Alguns dos termos que uso nas duas séries são traduções bem literais de expressões consagradas pela ficção científica de aventura espacial, como “detonador” como tradução de “blaster“, definido por Prucher como “uma arma que dispara um jato de energia destrutiva”. A arma de Han Solo em Guerra nas Estrelas é um blaster (“Hokey religions and ancient weapons are no match for a good blaster at your side, kid“, Han proclama no primeiro filme.) Sua primeira ocorrência na FC, segundo o pesquisador, é de 1925, bem antes do conceito do laser se tornar de uso comum. Outro exemplo é “foramundo”, de “offworlder“, “alguém [ou algo] de um outro planeta”. Este segundo exemplo é de 1957.

Consultar Brave New World é participar de um diálogo que às vezes remonta às origens da ficção científica no século 19. Muitas das palavras incluídas no livro entraram na cultura geral — como “robô” e “ciberespaço” —, mas elas têm sempre esse poder de evocar a longa discussão que é a ficção científica como gênero literário.

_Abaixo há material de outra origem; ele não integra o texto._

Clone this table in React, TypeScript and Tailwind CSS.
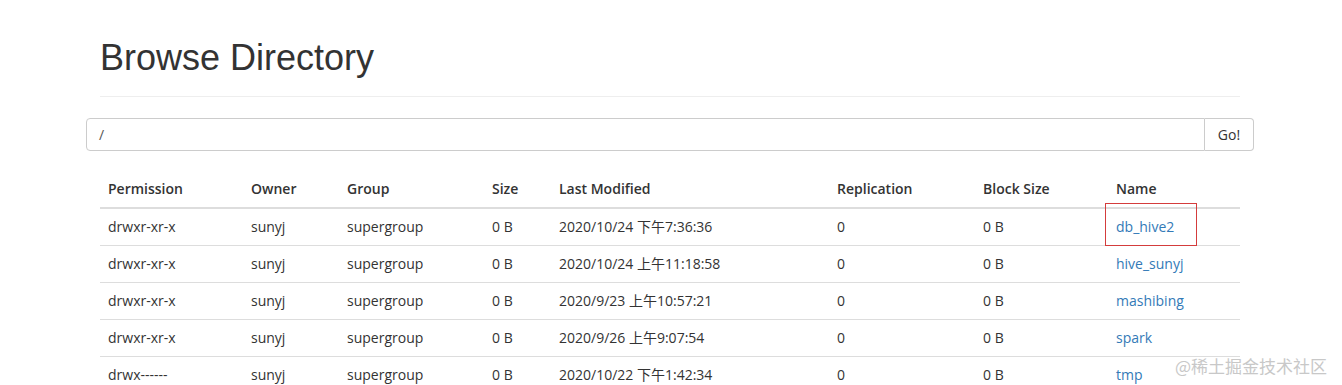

Nesse sentido, os neologismos comuns às minhas duas séries de space opera (um termo de 1941) não só ajudam a dar coesão e coerência a esse universo ficcional ou, em alguns casos, sugerem uma modernização do dialeto próprio da FC brasuca, mas permitem um olhar para o passado e para a tradição internacional do gênero, ao longo das décadas. Isso mais ou menos representa algumas das minhas intenções com as duas séries — criar um universo coerente, modernizar ou atualizar certos aspectos da FC brasileira, e participar de uma discussão literária muito antiga mas que, por aqui, está apenas começando.